Speaking to this website, the lecturer said that census data begins in the 1950s and he found the situation – where more homes were available for rent than to buy – had not been replicated prior to 2022. Figures prior to 1956 are held in the National Archives.

His figures, which examine the ‘net housing coming to market’, based off the aforementioned CSO and Revenue figures, show that this has dropped significantly since 2017. Then, the proportion of the total number of new properties coming onto the market stood at 51% of the total housing output in the State – coming to 6,840 homes.

The other 49% is made up of people building their own homes, as well as houses and apartments built for rent and social housing.

But the percentage for new properties going on the market for sale has mostly trended downward since 2017.

It fell to 34.5% in 2020, despite the number of new homes increasing to 7,023. The percentage of new properties landing on the market for sale actually increased slightly in 2021 to 37% – before dropping to 28.7% for last year, as referenced above.

Based on CSO figures from 2019-21, approximately a quarter of new homes are used every year by local authorities to ease their own waiting lists, however the final figure for 2022 is still being gathered by State agencies.

Figures from the CSO show that the rest of last year’s housing output is made up of 15,170 scheme houses, 9,166 apartments and 5,522 one-off houses were built in 2022.

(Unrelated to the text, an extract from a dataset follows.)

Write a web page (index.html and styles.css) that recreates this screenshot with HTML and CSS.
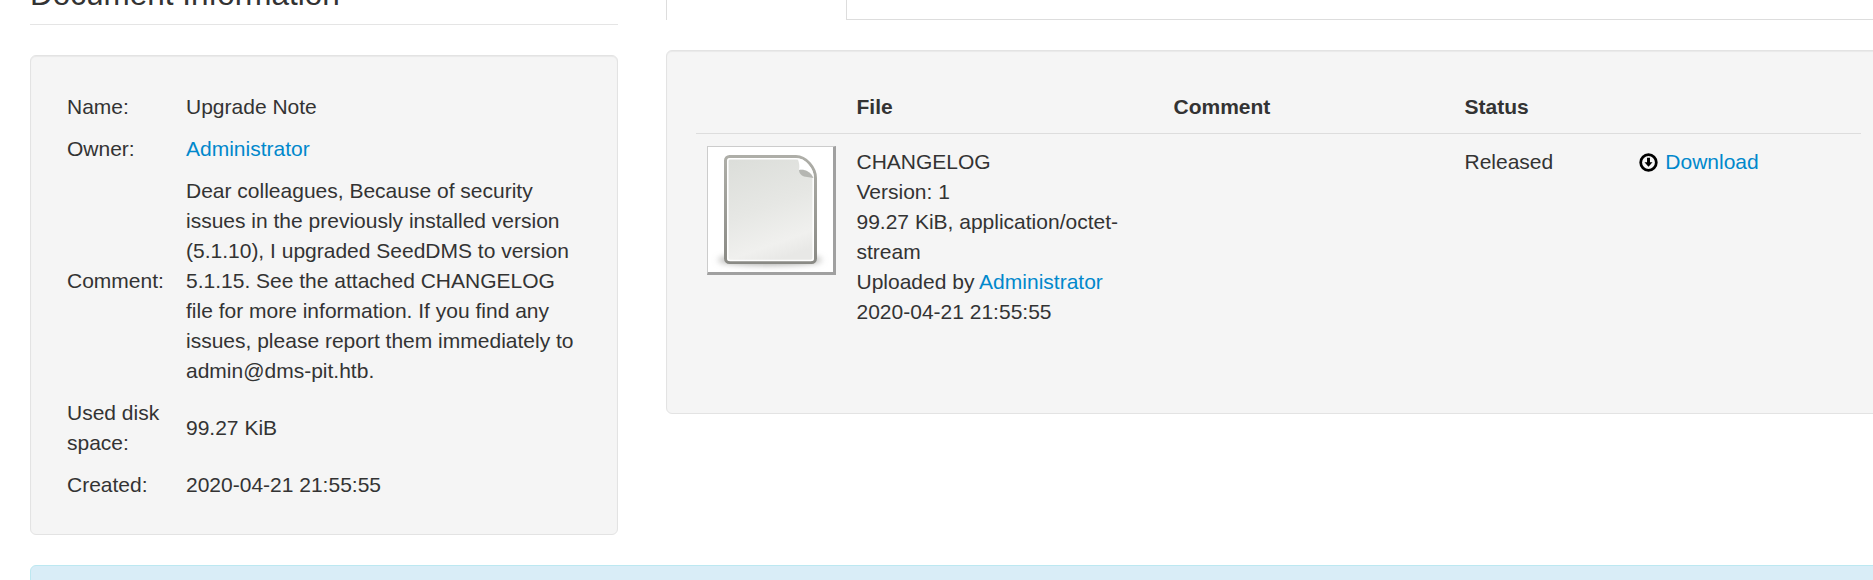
FILE: index.html
```html
<!DOCTYPE html>
<html lang="en">
<head>
    <meta charset="UTF-8">
    <meta name="viewport" content="width=device-width, initial-scale=1.0">
    <title>Document Information</title>
    <link rel="stylesheet" href="styles.css">
</head>
<body>

<div class="page">
    <div class="columns">
        <div class="col-info">
            <legend class="section-title">Document Information</legend>
            <div class="well">
                <table class="info-table">
                    <tr>
                        <td class="info-label">Name:</td>
                        <td>Upgrade Note</td>
                    </tr>
                    <tr>
                        <td class="info-label">Owner:</td>
                        <td><a href="#">Administrator</a></td>
                    </tr>
                    <tr>
                        <td class="info-label">Comment:</td>
                        <td>Dear colleagues, Because of security issues in the previously installed version (5.1.10), I upgraded SeedDMS to version 5.1.15. See the attached CHANGELOG file for more information. If you find any issues, please report them immediately to admin@dms-pit.htb.</td>
                    </tr>
                    <tr>
                        <td class="info-label">Used disk space:</td>
                        <td>99.27 KiB</td>
                    </tr>
                    <tr>
                        <td class="info-label">Created:</td>
                        <td>2020-04-21 21:55:55</td>
                    </tr>
                </table>
            </div>
        </div>

        <div class="col-version">
            <ul class="nav-tabs">
                <li class="tab-active"></li>
            </ul>
            <div class="well">
                <table class="version-table">
                    <colgroup>
                        <col class="col-preview">
                        <col class="col-file">
                        <col class="col-comment">
                        <col class="col-status">
                        <col class="col-actions">
                    </colgroup>
                    <thead>
                        <tr>
                            <th></th>
                            <th>File</th>
                            <th>Comment</th>
                            <th>Status</th>
                            <th></th>
                        </tr>
                    </thead>
                    <tbody>
                        <tr>
                            <td class="preview-cell">
                                <!-- generic file preview -->
                                <svg class="preview" viewBox="0 0 125 125" aria-label="File preview">
                                    <defs>
                                        <linearGradient id="page-fill" x1="0.2" y1="0" x2="0.5" y2="1">
                                            <stop offset="0" stop-color="#dcdeda"/>
                                            <stop offset="0.5" stop-color="#e6e7e4"/>
                                            <stop offset="0.85" stop-color="#f0f0ee"/>
                                            <stop offset="1" stop-color="#e8e8e6"/>
                                        </linearGradient>
                                        <linearGradient id="page-edge" x1="0" y1="0" x2="0" y2="1">
                                            <stop offset="0" stop-color="#aeaea8"/>
                                            <stop offset="1" stop-color="#8a8a85"/>
                                        </linearGradient>
                                        <filter id="soft" x="-20%" y="-200%" width="140%" height="500%">
                                            <feGaussianBlur stdDeviation="3"/>
                                        </filter>
                                    </defs>
                                    <ellipse cx="62" cy="113" rx="52" ry="5" fill="#a8a8a6" filter="url(#soft)"/>
                                    <path d="M21.500 9.500H88C98 9.500 107.500 21 107.500 31V111.500a4 4 0 0 1-4 4H21.500a4 4 0 0 1-4-4V13.500a4 4 0 0 1 4-4Z" fill="url(#page-fill)" stroke="url(#page-edge)" stroke-width="3"/>
                                    <path d="M22 11.800H88C97 11.800 105.200 22 105.200 31V111a2.500 2.500 0 0 1-2.500 2.500H22.300a2.500 2.500 0 0 1-2.500-2.500V14a2.200 2.200 0 0 1 2.200-2.200Z" fill="none" stroke="#fff" stroke-width="1.500"/>
                                    <path d="M89.500 11.500C98 13 105 22 105.500 30C102 24 96 22 91 23C92 19 91 15 89.500 11.500Z" fill="#fff"/>
                                    <path d="M91 23C96 22 102 24 105.500 31L96 29.500C93 28.500 91 26 91 23Z" fill="#b5b6b2"/>
                                </svg>
                            </td>
                            <td>
                                <ul class="file-meta">
                                    <li>CHANGELOG</li>
                                    <li>Version: 1</li>
                                    <li>99.27 KiB, application/octet-stream</li>
                                    <li>Uploaded by <a href="#">Administrator</a></li>
                                    <li>2020-04-21 21:55:55</li>
                                </ul>
                            </td>
                            <td></td>
                            <td>Released</td>
                            <td>
                                <a href="#" class="download">
                                    <svg class="icon-download" viewBox="0 0 18 18" aria-hidden="true">
                                        <circle cx="9" cy="9" r="7.400" fill="none" stroke="#000" stroke-width="2.600"/>
                                        <path d="M7.600 4.500h2.800v4.200h2.400L9 13 5.200 8.700h2.400Z" fill="#000"/>
                                    </svg>
                                    Download
                                </a>
                            </td>
                        </tr>
                    </tbody>
                </table>
            </div>
        </div>
    </div>

    <div class="alert-info"></div>
</div>

</body>
</html>
```

FILE: styles.css
```css
* {
    box-sizing: border-box;
}

html, body {
    height: 100%;
    margin: 0;
    overflow: hidden;
    background: #fff;
}

body {
    font-family: "Liberation Sans", Arial, sans-serif;
    font-size: 21px;
    line-height: 30px;
    color: #333;
}

a {
    color: #0088cc;
    text-decoration: none;
}

/* the screenshot starts part way down the page */
.page {
    width: 1890px;
    margin-top: -36px;
    padding-left: 30px;
}

.columns {
    display: grid;
    grid-template-columns: 588px 1224px;
    column-gap: 48px;
    align-items: start;
}

.section-title {
    display: block;
    width: 100%;
    padding: 0;
    margin-bottom: 30px;
    font-size: 31.5px;
    line-height: 60px;
    border-bottom: 1px solid #e5e5e5;
}

.well {
    padding: 30px 28.5px;
    background: #f5f5f5;
    border: 1px solid #e3e3e3;
    border-radius: 6px;
    box-shadow: inset 0 1px 1px rgba(0, 0, 0, 0.05);
}

.col-info .well {
    padding-bottom: 28px;
}

table {
    width: 100%;
    border-collapse: collapse;
    border-spacing: 0;
}

.info-table td {
    padding: 6px 7.5px;
}

.info-label {
    width: 119px;
}

.nav-tabs {
    display: flex;
    height: 56px;
    padding: 0;
    margin: 0 0 30px;
    list-style: none;
    border-bottom: 1px solid #ddd;
}

.tab-active {
    width: 181px;
    height: 56px;
    background: #fff;
    border: 1px solid #ddd;
    border-bottom: 0;
}

.version-table {
    table-layout: fixed;
    margin-bottom: 30px;
}

.col-preview { width: 149px; }
.col-file { width: 317px; }
.col-comment { width: 291px; }
.col-status { width: 174px; }

.version-table th,
.version-table td {
    padding: 13px 12px 12px;
    text-align: left;
    vertical-align: top;
}

.version-table th {
    padding: 11px 12px;
    vertical-align: bottom;
    font-weight: bold;
}

.version-table td {
    border-top: 1px solid #ddd;
}

.version-table .preview-cell {
    padding: 12px 12px 12px 11.5px;
}

.preview {
    display: block;
    width: 129px;
    height: 129px;
    background: #fff;
    border-style: solid;
    border-color: #ccc #a0a0a0 #a0a0a0 #ccc;
    border-width: 1px 3px 3px 1px;
}

.file-meta {
    padding: 0;
    margin: 0 0 14px;
    list-style: none;
}

.icon-download {
    width: 19px;
    height: 19px;
    margin-right: 2px;
    vertical-align: -3px;
}

.alert-info {
    height: 60px;
    margin-top: 30px;
    background: #d9edf7;
    border: 1px solid #bce8f1;
    border-radius: 6px;
}
```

“In the last 20 years, the housing market has gone from two in three of new builds going to market to, in 2022, at best one in four,” he added.

The “most dramatic decline” has happened since 2017, according to Sirr, which he said coincides with the growth in build-to-rent apartments. 

In the CSO’s figures for last year, it found that the “largest relative increase” was in apartments which saw growth of 78.7% from 5,130 in 2021, out of a total housing output of 20,433, while in 2022 there were 9,166 apartments out of 29,851.

A previous heading on this article read that the proportion of houses which came to the market had ‘reduced by 41% in 5 years’. This has been amended to the correct figure of 43.5%.